Despite all of those qualifiers, I find it impossible to believe that a fire wasn’t lit under the entire offensive line — not just Spain himself — when they saw their teammate sat down for poor play. Since that moment, the Titans offensive line has been bullying their opponents and looking much more like the unit that was considered one of the NFL’s best in 2016. Whether this level of performance is here to stay or merely a temporary burst remains to be seen, but again, it certainly seems like a little extra motivation helped lift this group.

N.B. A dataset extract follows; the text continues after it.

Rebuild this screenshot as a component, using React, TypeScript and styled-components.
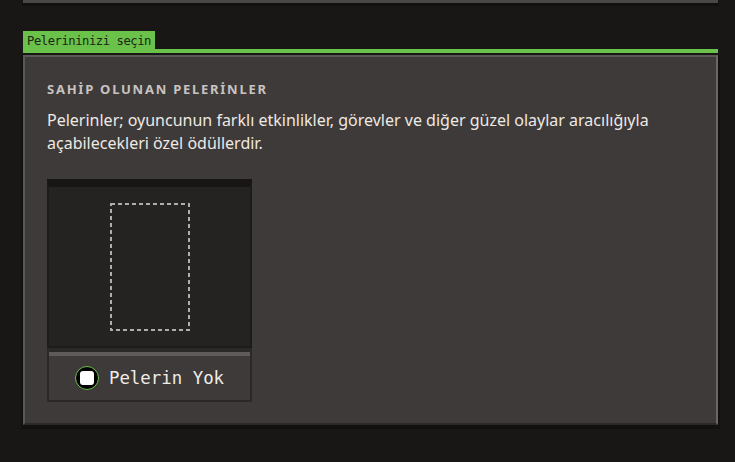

Nobody ever wants to think that motivation is a factor with professional athletes. Most fans will point to the giant paychecks or the fact that they’re getting to play a sport for a living as motivation enough, but money isn’t a motivator for everyone. In fact, most studies show that money is great for attracting and retaining employees, but not motivating them to perform at a high level. Professional sports aren’t exactly the same as desk jobs, but it’s important to remember that these are still jobs for these guys and sometimes a simple reminder that jobs — or snaps — aren’t guaranteed can go a long way towards getting the best out of your players. The Titans have three great examples to point to from 2018 and I’d argue that those decisions are a big part of why they’re still in the playoff race with two games to go.